# start of Data
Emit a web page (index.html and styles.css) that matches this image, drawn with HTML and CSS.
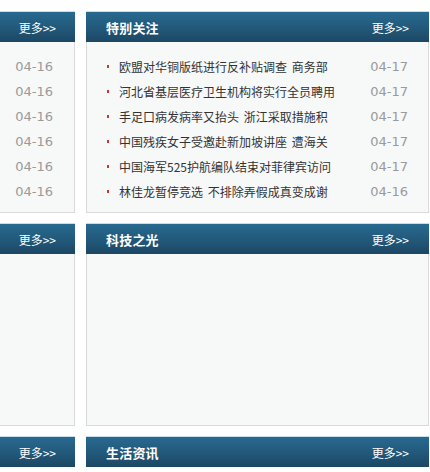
FILE: index.html
```html
<!DOCTYPE html>
<html lang="zh-CN">
<head>
<meta charset="utf-8">
<title>新闻栏目</title>
<link rel="stylesheet" href="styles.css">
</head>
<body>
<div class="page">
  <div class="band">
    <div class="box side">
      <div class="head"><span class="more">更多&gt;&gt;</span></div>
      <div class="body">
        <ul class="list">
          <li><span class="date">04-16</span></li>
          <li><span class="date">04-16</span></li>
          <li><span class="date">04-16</span></li>
          <li><span class="date">04-16</span></li>
          <li><span class="date">04-16</span></li>
          <li><span class="date">04-16</span></li>
        </ul>
      </div>
    </div>
    <div class="box main">
      <div class="head"><span class="title">特别关注</span><span class="more">更多&gt;&gt;</span></div>
      <div class="body">
        <ul class="list">
          <li><span class="txt">欧盟对华铜版纸进行反补贴调查 商务部</span><span class="date">04-17</span></li>
          <li><span class="txt">河北省基层医疗卫生机构将实行全员聘用</span><span class="date">04-17</span></li>
          <li><span class="txt">手足口病发病率又抬头 浙江采取措施积</span><span class="date">04-17</span></li>
          <li><span class="txt">中国残疾女子受邀赴新加坡讲座 遭海关</span><span class="date">04-17</span></li>
          <li><span class="txt">中国海军525护航编队结束对菲律宾访问</span><span class="date">04-17</span></li>
          <li><span class="txt">林佳龙暂停竞选 不排除弄假成真变成谢</span><span class="date">04-16</span></li>
        </ul>
      </div>
    </div>
  </div>

  <div class="band">
    <div class="box side">
      <div class="head"><span class="more">更多&gt;&gt;</span></div>
      <div class="body empty"></div>
    </div>
    <div class="box main">
      <div class="head"><span class="title">科技之光</span><span class="more">更多&gt;&gt;</span></div>
      <div class="body empty"></div>
    </div>
  </div>

  <div class="band">
    <div class="box side">
      <div class="head"><span class="more">更多&gt;&gt;</span></div>
    </div>
    <div class="box main">
      <div class="head"><span class="title">生活资讯</span><span class="more">更多&gt;&gt;</span></div>
    </div>
  </div>
</div>
</body>
</html>
```

FILE: styles.css
```css
html, body {
  margin: 0;
  padding: 0;
  background: #ffffff;
}
body {
  font-family: "Noto Sans CJK SC", "Noto Sans", sans-serif;
  font-size: 12px;
  color: #333333;
  width: 430px;
  height: 472px;
  overflow: hidden;
}
.page {
  padding-top: 11px;
  padding-right: 1px;
  display: flex;
  flex-direction: column;
  gap: 10px;
}
.band {
  display: flex;
  gap: 11px;
}
.box {
  display: flex;
  flex-direction: column;
}
.side {
  width: 75px;
  flex: none;
}
.main {
  flex: 1;
}
.head {
  height: 30px;
  border-top: 1px solid #c9dce8;
  background: linear-gradient(to bottom, #276a8f 0%, #22587a 55%, #1c4763 100%);
  display: flex;
  align-items: center;
  justify-content: space-between;
  padding: 0 20px 0 20px;
  color: #ffffff;
  white-space: nowrap;
}
.side .head {
  justify-content: flex-end;
  padding: 0 19px 0 0;
}
.title {
  font-size: 13px;
  font-weight: bold;
  letter-spacing: 0.2px;
}
.more {
  font-size: 12px;
  color: #ffffff;
}
.body {
  background: #f7f8f8;
  border: 1px solid #dadada;
  border-top: none;
  padding: 12px 0 8px 0;
}
.side .body {
  border-left: none;
}
.body.empty {
  height: 151px;
}
.list {
  list-style: none;
  margin: 0;
  padding: 0;
}
.list li {
  height: 25px;
  display: flex;
  align-items: center;
  justify-content: space-between;
  padding: 0 20px 0 20px;
  white-space: nowrap;
}
.side .list li {
  justify-content: flex-end;
  padding: 0 21px 0 0;
}
.txt {
  position: relative;
  padding-left: 12px;
  color: #333333;
  font-size: 12px;
  word-spacing: 2px;
}
.txt::before {
  content: "";
  position: absolute;
  left: 0;
  top: 50%;
  width: 2px;
  height: 3px;
  margin-top: -2px;
  background: #c8343a;
}
.date {
  font-family: "DejaVu Sans", Verdana, sans-serif;
  font-size: 13px;
  color: #9a9a9a;
}
```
# end of Data
Using the data above, write out every line exactly, leaving the images behind.

▶ [The solution]:
Emit a web page (index.html and styles.css) that matches this image, drawn with HTML and CSS.
FILE: index.html
```html
<!DOCTYPE html>
<html lang="zh-CN">
<head>
<meta charset="utf-8">
<title>新闻栏目</title>
<link rel="stylesheet" href="styles.css">
</head>
<body>
<div class="page">
  <div class="band">
    <div class="box side">
      <div class="head"><span class="more">更多&gt;&gt;</span></div>
      <div class="body">
        <ul class="list">
          <li><span class="date">04-16</span></li>
          <li><span class="date">04-16</span></li>
          <li><span class="date">04-16</span></li>
          <li><span class="date">04-16</span></li>
          <li><span class="date">04-16</span></li>
          <li><span class="date">04-16</span></li>
        </ul>
      </div>
    </div>
    <div class="box main">
      <div class="head"><span class="title">特别关注</span><span class="more">更多&gt;&gt;</span></div>
      <div class="body">
        <ul class="list">
          <li><span class="txt">欧盟对华铜版纸进行反补贴调查 商务部</span><span class="date">04-17</span></li>
          <li><span class="txt">河北省基层医疗卫生机构将实行全员聘用</span><span class="date">04-17</span></li>
          <li><span class="txt">手足口病发病率又抬头 浙江采取措施积</span><span class="date">04-17</span></li>
          <li><span class="txt">中国残疾女子受邀赴新加坡讲座 遭海关</span><span class="date">04-17</span></li>
          <li><span class="txt">中国海军525护航编队结束对菲律宾访问</span><span class="date">04-17</span></li>
          <li><span class="txt">林佳龙暂停竞选 不排除弄假成真变成谢</span><span class="date">04-16</span></li>
        </ul>
      </div>
    </div>
  </div>

  <div class="band">
    <div class="box side">
      <div class="head"><span class="more">更多&gt;&gt;</span></div>
      <div class="body empty"></div>
    </div>
    <div class="box main">
      <div class="head"><span class="title">科技之光</span><span class="more">更多&gt;&gt;</span></div>
      <div class="body empty"></div>
    </div>
  </div>

  <div class="band">
    <div class="box side">
      <div class="head"><span class="more">更多&gt;&gt;</span></div>
    </div>
    <div class="box main">
      <div class="head"><span class="title">生活资讯</span><span class="more">更多&gt;&gt;</span></div>
    </div>
  </div>
</div>
</body>
</html>
```

FILE: styles.css
```css
html, body {
  margin: 0;
  padding: 0;
  background: #ffffff;
}
body {
  font-family: "Noto Sans CJK SC", "Noto Sans", sans-serif;
  font-size: 12px;
  color: #333333;
  width: 430px;
  height: 472px;
  overflow: hidden;
}
.page {
  padding-top: 11px;
  padding-right: 1px;
  display: flex;
  flex-direction: column;
  gap: 10px;
}
.band {
  display: flex;
  gap: 11px;
}
.box {
  display: flex;
  flex-direction: column;
}
.side {
  width: 75px;
  flex: none;
}
.main {
  flex: 1;
}
.head {
  height: 30px;
  border-top: 1px solid #c9dce8;
  background: linear-gradient(to bottom, #276a8f 0%, #22587a 55%, #1c4763 100%);
  display: flex;
  align-items: center;
  justify-content: space-between;
  padding: 0 20px 0 20px;
  color: #ffffff;
  white-space: nowrap;
}
.side .head {
  justify-content: flex-end;
  padding: 0 19px 0 0;
}
.title {
  font-size: 13px;
  font-weight: bold;
  letter-spacing: 0.2px;
}
.more {
  font-size: 12px;
  color: #ffffff;
}
.body {
  background: #f7f8f8;
  border: 1px solid #dadada;
  border-top: none;
  padding: 12px 0 8px 0;
}
.side .body {
  border-left: none;
}
.body.empty {
  height: 151px;
}
.list {
  list-style: none;
  margin: 0;
  padding: 0;
}
.list li {
  height: 25px;
  display: flex;
  align-items: center;
  justify-content: space-between;
  padding: 0 20px 0 20px;
  white-space: nowrap;
}
.side .list li {
  justify-content: flex-end;
  padding: 0 21px 0 0;
}
.txt {
  position: relative;
  padding-left: 12px;
  color: #333333;
  font-size: 12px;
  word-spacing: 2px;
}
.txt::before {
  content: "";
  position: absolute;
  left: 0;
  top: 50%;
  width: 2px;
  height: 3px;
  margin-top: -2px;
  background: #c8343a;
}
.date {
  font-family: "DejaVu Sans", Verdana, sans-serif;
  font-size: 13px;
  color: #9a9a9a;
}
```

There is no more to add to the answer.